Furthermore, projects discovered through the NEPAD Short-Term Action Plan (STAP) and undertaken by PIDA take too long to be finished. The slow pace of progress is concerning. There has also been doubt about the projects taken onboard by PIDA, whether PIDA has effectively prioritized the projects, and if it has adequately looked into issues such as challenges and externalities that are discovered through other exercises.2 Another weakness is that projects are carried out by countries on whose territory they are situated. This is problematic in that some countries do not have adequate project management skills, capacity, and financial resources to carry out these projects. They need assistance.
According to various indices, the cost of inadequate infrastructure is that African countries continue to record the lowest levels of productivity and are among the least competitive economies in the world. For example, the low levels of agricultural productivity in many African countries have resulted in an extreme scarcity of food. The continent struggles to feed its people and to increase rural development due to poor infrastructure that facilitates rural businesses such as energy, irrigation, telecommunication and transportation.
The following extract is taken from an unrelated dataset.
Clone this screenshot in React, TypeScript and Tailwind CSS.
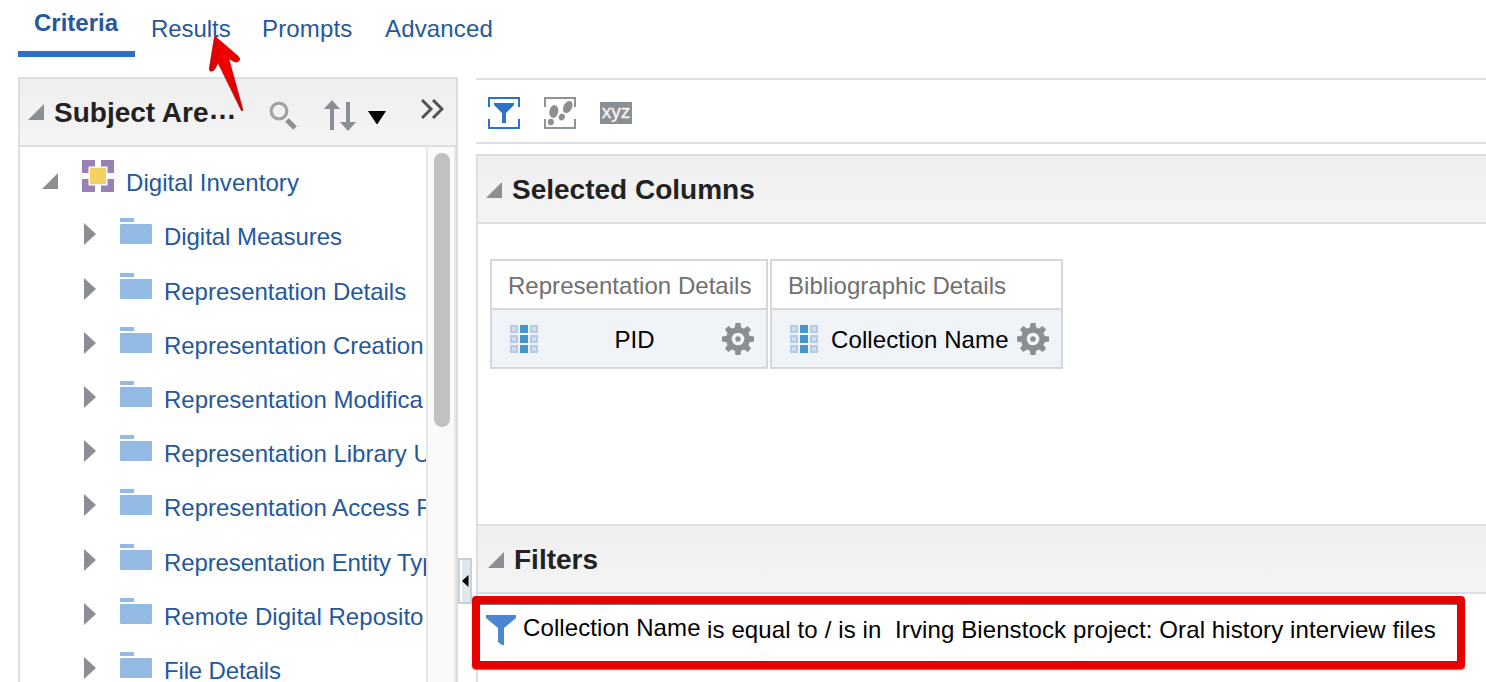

It has been estimated that insufficient infrastructure has decreased Africa’s annual growth by 2 percent, while conversely sufficient infrastructure could achieve productivity gains which could reach 40 percent.3
The benefits that come with investing in high-quality infrastructure are very high. Infrastructure development is important for economic development and poverty reduction as it creates job opportunities in the long term. Adequate infrastructure also plays an important role in improving competitiveness, facilitating domestic and international trade in order to integrate Africa into the global economy.4 The slow rate of infrastructure development in Africa points to the fact that there is something missing which could be achieved through an African Infrastructure Bank (AIB).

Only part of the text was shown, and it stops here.